Although Apple's iPad hasn't hit store shelves, tech bloggers are already bashing it. They complain about its cost, its ergonomics, its lack of memory-card slots and a host of other grievances. Anticipating this quibbling, The New York Times' David Pogue wrote a forewarning yesterday:

The bashers should be careful...remember how silly you all looked when you all predicted the iPhone’s demise in that period before it went on sale. Like the iPhone, the iPad is really a vessel, a tool, a 1.5-pound sack of potential. It may become many things. It may change an industry or two, or it may not. It may introduce a new category — something between phone and laptop — or it may not. And anyone who claims to know what will happen will wind up looking like a fool.

Did this chasten the armies of gadget geeks across the web? Not a chance. Today, a swarm of bloggers took to their keyboards to preemptively eviscerate the sleek device. Inevitably, with great expectations come great disappointments. Here's a taste:
  • It’s Unproven as an E-reader, writes Paul Boutin at VentureBeat: "iPad lacks the Amazon Kindle’s non-backlit screen and long battery life designed to make reading an entire novel comfortable. I don’t personally believe this makes it a bad e-reader, but I’d want to spend some time test-reading before committing to it.
  • No Camera, writes Matt Hickey at CNet: "One killer feature that would have made this a must-have for many people would have been a forward-facing Webcam for iChat-like video chatting. Sure, MacBooks and iMacs have them already, but that's more to the point. A mobile, anywhere-in-the-house device like this seems much more video chat-friendly than a laptop or desktop. It seems that Apple could have used this opportunity to really introduce the video phone appliance as a reality but for some reason it didn't."
  • No Flash, writes Bobbie Johnson at the Guardian: "The new tablet also lacks Adobe Flash support (which means that, like the iPhone and iPod Touch, it can't handle some websites) and multi-tasking. No Flash means no Farmville or similar Facebook games."
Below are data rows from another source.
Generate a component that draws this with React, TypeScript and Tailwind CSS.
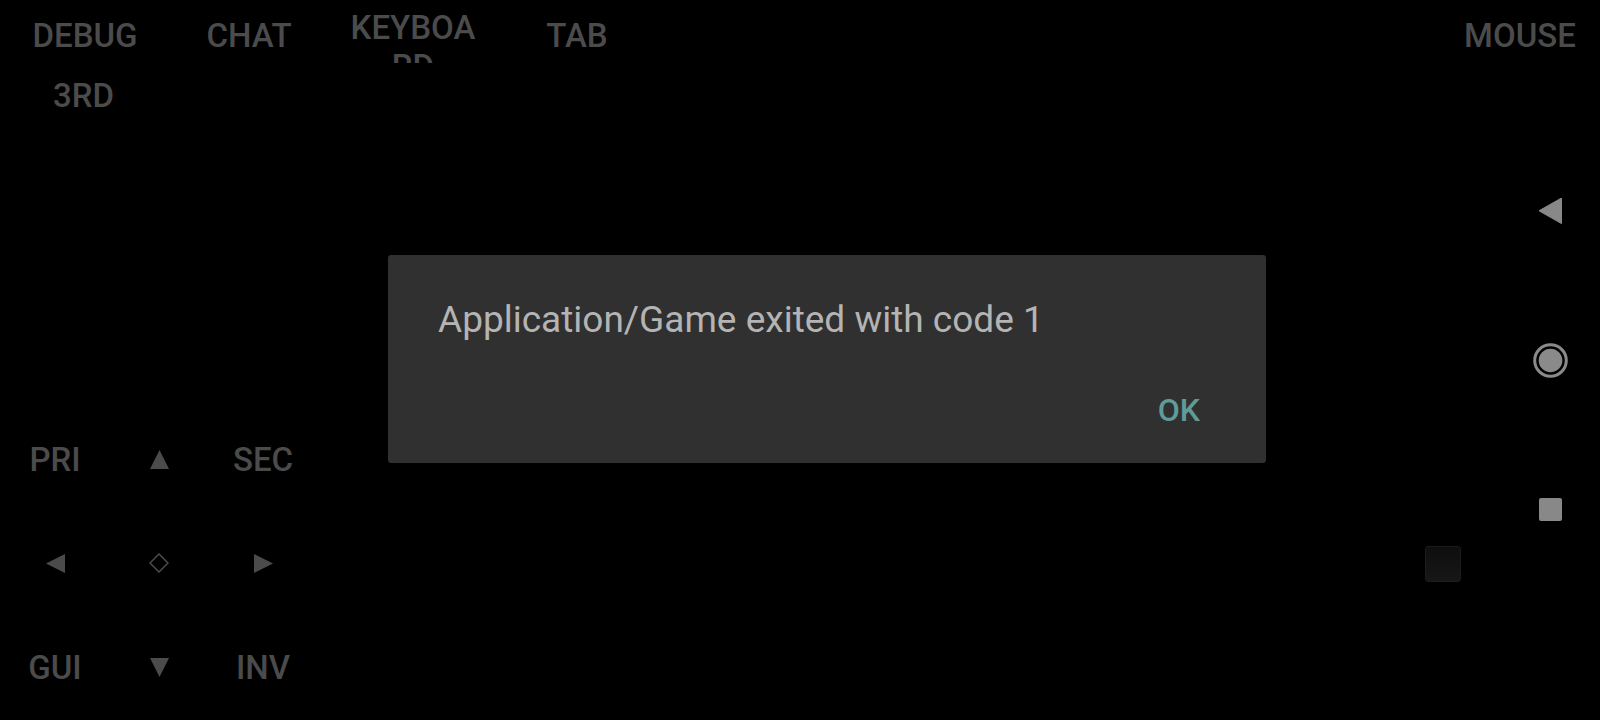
import React from 'react';

const label = 'text-[33px] font-medium text-[#4b4b4b] leading-[39px] whitespace-nowrap';

interface ButtonProps {
  text: string;
  className?: string;
}

// Custom control drawn on the game canvas (top row)
const TopButton: React.FC<ButtonProps> = ({ text, className = 'pt-[16px]' }) => (
  <div className={`w-[130px] h-[63px] overflow-hidden text-center ${className}`}>
    <span className={label}>{text}</span>
  </div>
);

const Arrow: React.FC<{ dir: 'up' | 'down' | 'left' | 'right' }> = ({ dir }) => {
  const points = {
    up: '9.5,0 19,19 0,19',
    down: '0,0 19,0 9.5,19',
    left: '0,9.5 19,0 19,19',
    right: '0,0 19,9.5 0,19',
  }[dir];
  return (
    <svg width="19" height="19" viewBox="0 0 19 19" className="block">
      <polygon points={points} fill="#4b4b4b" />
    </svg>
  );
};

const Cell: React.FC<{ children: React.ReactNode }> = ({ children }) => (
  <div className="flex h-[104px] items-center justify-center">{children}</div>
);

const App: React.FC = () => {
  return (
    <div className="relative h-[720px] w-[1600px] overflow-hidden bg-black font-[Roboto,sans-serif]">
      <div className="flex h-full flex-col">
        {/* top controls */}
        <div className="flex items-start pl-[20px]">
          <div className="flex flex-col">
            <TopButton text="DEBUG" />
            <div className="mt-[13px] w-[130px] pr-[3px] text-center">
              <span className={label}>3RD</span>
            </div>
          </div>
          <div className="ml-[34px]">
            <TopButton text="CHAT" />
          </div>
          <div className="ml-[34px]">
            <div className="h-[63px] w-[130px] overflow-hidden break-all pt-[8px] text-center">
              <span className="text-[33px] font-medium leading-[39px] text-[#4b4b4b]">KEYBOARD</span>
            </div>
          </div>
          <div className="ml-[34px]">
            <TopButton text="TAB" />
          </div>
          <div className="ml-auto mr-[15px]">
            <TopButton text="MOUSE" />
          </div>
        </div>

        {/* bottom controls */}
        <div className="mt-auto flex items-end justify-between">
          <div className="ml-[3px] mb-[1px] grid grid-cols-[104px_104px_104px]">
            <Cell><span className={label}>PRI</span></Cell>
            <Cell><Arrow dir="up" /></Cell>
            <Cell><span className={label}>SEC</span></Cell>
            <Cell><Arrow dir="left" /></Cell>
            <Cell>
              <svg width="20" height="20" viewBox="0 0 20 20" className="block">
                <polygon points="10,1 19,10 10,19 1,10" fill="none" stroke="#4b4b4b" strokeWidth="1.5" />
              </svg>
            </Cell>
            <Cell><Arrow dir="right" /></Cell>
            <Cell><span className={label}>GUI</span></Cell>
            <Cell><Arrow dir="down" /></Cell>
            <Cell><span className={label}>INV</span></Cell>
          </div>
          <div className="mb-[138px] mr-[139px] h-[36px] w-[36px] rounded-[3px] border border-[#1c1c1c] bg-gradient-to-b from-[#0e0e0e] to-[#171717]" />
        </div>
      </div>

      {/* navigation bar overlay */}
      <div className="absolute right-0 top-0 flex h-full w-[100px] flex-col justify-center">
        <div className="flex h-[149px] items-center justify-center">
          <svg width="23" height="26" viewBox="0 0 23 26" className="block">
            <polygon points="0,12.8 22.5,0 22.5,25.6" fill="#888888" strokeLinejoin="round" stroke="#888888" strokeWidth="1" />
          </svg>
        </div>
        <div className="flex h-[149px] items-center justify-center">
          <svg width="35" height="35" viewBox="0 0 35 35" className="block">
            <circle cx="17.5" cy="17.5" r="15.8" fill="none" stroke="#8a8a8a" strokeWidth="3" />
            <circle cx="17.5" cy="17.5" r="11.8" fill="#8a8a8a" />
          </svg>
        </div>
        <div className="flex h-[149px] items-center justify-center">
          <div className="h-[23px] w-[23px] rounded-[2px] bg-[#888888]" />
        </div>
      </div>

      {/* exit dialog */}
      <div className="absolute left-[388px] top-[255px] h-[208px] w-[878px] rounded-[3px] bg-[#303030] px-[50px] pt-[37px]">
        <p className="text-[37px] leading-normal text-[#b4b4b4]">Application/Game exited with code 1</p>
        <div className="mt-[38px] flex justify-end pr-[16px]">
          <span className="text-[32px] font-medium leading-normal text-[#5f9c98]">OK</span>
        </div>
      </div>
    </div>
  );
};

export default App;
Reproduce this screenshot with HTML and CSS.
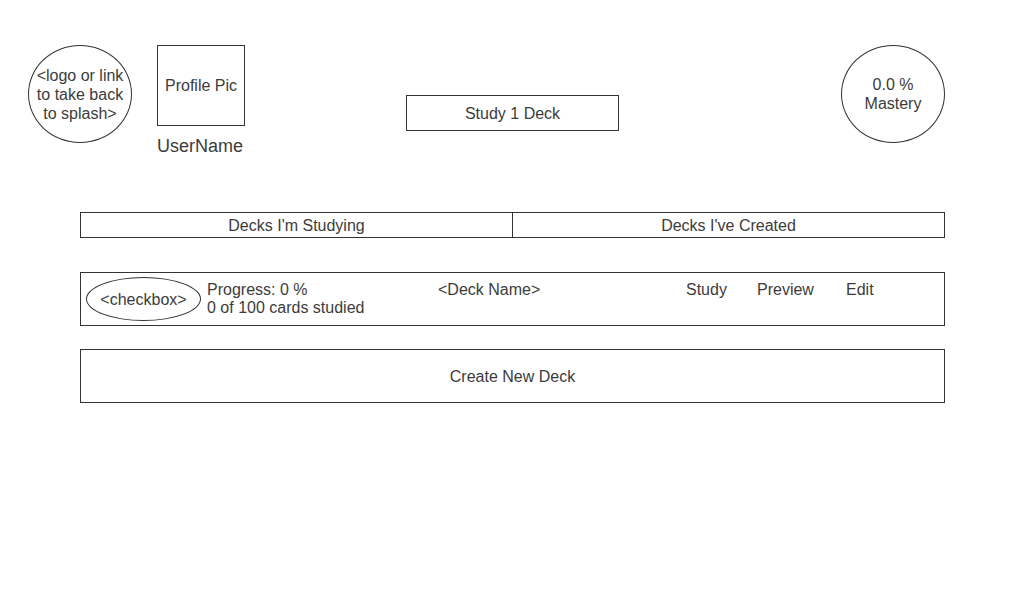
FILE: index.html
```html
<!DOCTYPE html>
<html>
<head>
<meta charset="utf-8">
<link rel="stylesheet" href="styles.css">
</head>
<body>
<header class="header">
  <a class="logo circle">&lt;logo or link<br>to take back<br>to splash&gt;</a>
  <div class="profile">
    <div class="profile-pic">Profile Pic</div>
    <div class="username">UserName</div>
  </div>
  <button class="study-btn">Study 1 Deck</button>
  <div class="mastery circle">0.0 %<br>Mastery</div>
</header>
<main class="main">
  <div class="tabs">
    <div class="tab">Decks I'm Studying</div>
    <div class="tab">Decks I've Created</div>
  </div>
  <div class="deck-row">
    <div class="checkbox">&lt;checkbox&gt;</div>
    <div class="deck-info">
      <div class="progress">Progress: 0 %<br>0 of 100 cards studied</div>
      <div class="deck-name">&lt;Deck Name&gt;</div>
      <div class="action action-study">Study</div>
      <div class="action action-preview">Preview</div>
      <div class="action">Edit</div>
    </div>
  </div>
  <div class="create">Create New Deck</div>
</main>
</body>
</html>
```
FILE: styles.css
```css
* { box-sizing: border-box; }
body {
  margin: 0;
  background: #fff;
  color: #3c3c3c;
  font-family: "Liberation Sans", Arial, sans-serif;
  font-size: 16px;
  line-height: 19px;
}
.header {
  display: flex;
  align-items: flex-start;
  padding: 45px 0 0 28px;
}
.circle {
  width: 104px;
  height: 98px;
  border: 1px solid #333;
  border-radius: 50%;
  display: flex;
  align-items: center;
  justify-content: center;
  text-align: center;
  color: #3c3c3c;
  text-decoration: none;
}
.profile {
  margin-left: 25px;
  display: flex;
  flex-direction: column;
}
.profile-pic {
  width: 88px;
  height: 81px;
  border: 1px solid #333;
  display: flex;
  align-items: center;
  justify-content: center;
}
.username {
  margin-top: 10px;
  font-size: 18px;
  line-height: 21px;
}
.study-btn {
  margin: 50px 0 0 161px;
  width: 213px;
  height: 36px;
  border: 1px solid #333;
  background: #fff;
  color: #3c3c3c;
  font: inherit;
  padding: 0;
}
.mastery { margin-left: 222px; }
.main {
  width: 865px;
  margin: 55px 0 0 80px;
}
.tabs {
  display: flex;
  height: 26px;
  border: 1px solid #333;
}
.tab {
  flex: 1;
  display: flex;
  align-items: center;
  justify-content: center;
}
.tab + .tab { border-left: 1px solid #333; }
.deck-row {
  margin-top: 34px;
  height: 54px;
  border: 1px solid #333;
  display: flex;
  align-items: center;
  padding-left: 5px;
}
.checkbox {
  width: 115px;
  height: 44px;
  border: 1px solid #333;
  border-radius: 50%;
  display: flex;
  align-items: center;
  justify-content: center;
}
.deck-info {
  display: flex;
  align-items: flex-start;
  margin-left: 6px;
  line-height: 18px;
}
.progress { width: 231px; }
.deck-name { width: 248px; }
.action-study { width: 71px; }
.action-preview { width: 89px; }
.create {
  margin-top: 23px;
  height: 54px;
  border: 1px solid #333;
  display: flex;
  align-items: center;
  justify-content: center;
}
```
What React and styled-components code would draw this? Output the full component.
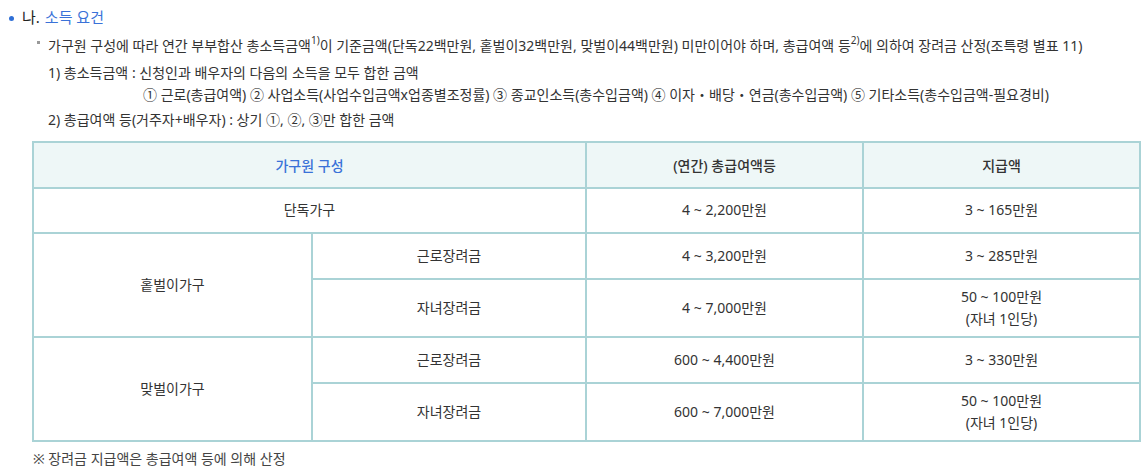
import React from "react";
import styled, { createGlobalStyle } from "styled-components";

const GlobalStyle = createGlobalStyle`
  body {
    margin: 0;
    background: #fff;
    font-family: "Noto Sans", "Noto Sans CJK KR", sans-serif;
    color: #333;
  }
`;

const Page = styled.div`
  width: 1148px;
  height: 472px;
  padding: 6px 0 0 9px;
  box-sizing: border-box;
  overflow: hidden;
`;

const Heading = styled.div`
  display: flex;
  align-items: center;
  font-size: 15px;
  line-height: 22px;
  color: #222;
`;

const Dot = styled.span`
  width: 5px;
  height: 5px;
  border-radius: 50%;
  background: #2f6fd6;
  margin: 2px 8px 0 0;
`;

const Blue = styled.span`
  color: #3a72d8;
  margin-left: 5px;
`;

const Body = styled.div`
  padding-left: 21px;
  margin-top: 7px;
  font-size: 14px;
  color: #333;
`;

const Lead = styled.p`
  margin: 0;
  line-height: 22px;
  display: flex;
  align-items: flex-start;
  white-space: nowrap;
  sup {
    font-size: 10px;
    line-height: 0;
    position: relative;
    top: -1px;
  }
`;

const TinyMark = styled.span`
  width: 3px;
  height: 3px;
  background: #999;
  margin: 6px 8px 0 7px;
  flex: none;
`;

const Item = styled.p`
  margin: ${p => p.$top || 0}px 0 0 ${p => p.$indent || 18}px;
  line-height: 22px;
  white-space: nowrap;
`;

const Table = styled.table`
  margin: 10px 0 0 2px;
  width: 1107px;
  border-collapse: collapse;
  table-layout: fixed;
  font-size: 14px;
  color: #333;
`;

const Th = styled.th`
  height: 43.5px;
  background: #eef7f7;
  border: 2px solid #aad3d6;
  font-weight: 500;
  color: ${p => (p.$blue ? "#3a72d8" : "#333")};
  padding: 0;
`;

const Td = styled.td`
  height: ${p => p.$h || 43.5}px;
  border: 2px solid #aad3d6;
  text-align: center;
  line-height: 22px;
  padding: 0;
`;

const Note = styled.p`
  margin: 6px 0 0 3px;
  font-size: 14px;
  color: #444;
`;

const rows = [
  { group: "홑벌이가구", items: [
    ["근로장려금", "4 ~ 3,200만원", ["3 ~ 285만원"], 43.5],
    ["자녀장려금", "4 ~ 7,000만원", ["50 ~ 100만원", "(자녀 1인당)"], 56.5],
  ] },
  { group: "맞벌이가구", items: [
    ["근로장려금", "600 ~ 4,400만원", ["3 ~ 330만원"], 42],
    ["자녀장려금", "600 ~ 7,000만원", ["50 ~ 100만원", "(자녀 1인당)"], 56],
  ] },
];

export default function App() {
  return (
    <Page>
      <GlobalStyle />
      <Heading>
        <Dot />
        나.<Blue>소득 요건</Blue>
      </Heading>
      <Body>
        <Lead>
          <TinyMark />
          <span>
            가구원 구성에 따라 연간 부부합산 총소득금액<sup>1)</sup>이 기준금액(단독22백만원, 홑벌이32백만원, 맞벌이44백만원) 미만이어야 하며, 총급여액 등<sup>2)</sup>에 의하여 장려금 산정(조특령 별표 11)
          </span>
        </Lead>
        <Item $top={5}>1) 총소득금액 : 신청인과 배우자의 다음의 소득을 모두 합한 금액</Item>
        <Item $indent={113}>
          ① 근로(총급여액) ② 사업소득(사업수입금액x업종별조정률) ③ 종교인소득(총수입금액) ④ 이자・배당・연금(총수입금액) ⑤ 기타소득(총수입금액-필요경비)
        </Item>
        <Item $top={3}>2) 총급여액 등(거주자+배우자) : 상기 ①, ②, ③만 합한 금액</Item>
        <Table>
          <colgroup>
            <col style={{ width: 279 }} />
            <col style={{ width: 274 }} />
            <col style={{ width: 277 }} />
            <col style={{ width: 277 }} />
          </colgroup>
          <thead>
            <tr>
              <Th colSpan={2} $blue>가구원 구성</Th>
              <Th>(연간) 총급여액등</Th>
              <Th>지급액</Th>
            </tr>
          </thead>
          <tbody>
            <tr>
              <Td colSpan={2}>단독가구</Td>
              <Td>4 ~ 2,200만원</Td>
              <Td>3 ~ 165만원</Td>
            </tr>
            {rows.map(r =>
              r.items.map((it, i) => (
                <tr key={r.group + i}>
                  {i === 0 && <Td rowSpan={2}>{r.group}</Td>}
                  <Td $h={it[3]}>{it[0]}</Td>
                  <Td>{it[1]}</Td>
                  <Td>
                    {it[2].map(line => (
                      <div key={line}>{line}</div>
                    ))}
                  </Td>
                </tr>
              ))
            )}
          </tbody>
        </Table>
        <Note>※ 장려금 지급액은 총급여액 등에 의해 산정</Note>
      </Body>
    </Page>
  );
}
  • The iBook Store's No Good, writes Timothy Lee at Bottom-Up: "From all indications, the books you 'buy' on an iPad will be every bit as limited as the books you “buy” on the Kindle; if you later decide to switch to another device, there’s no easy (or legal) way to take your books with you. I think this is an issue that a lot of Kindle owners haven’t thought through carefully, and that it will trigger a backlash once a significant number of them decide they’d like to try another device.
  • Adapters, Adapters, Adapters, writes Adam Frucci at Gizmodo: "So much for those smooth lines. If you want to plug anything into this, such as a digital camera, you need all sorts of ugly adapters. You need an adapter for USB for god's sake."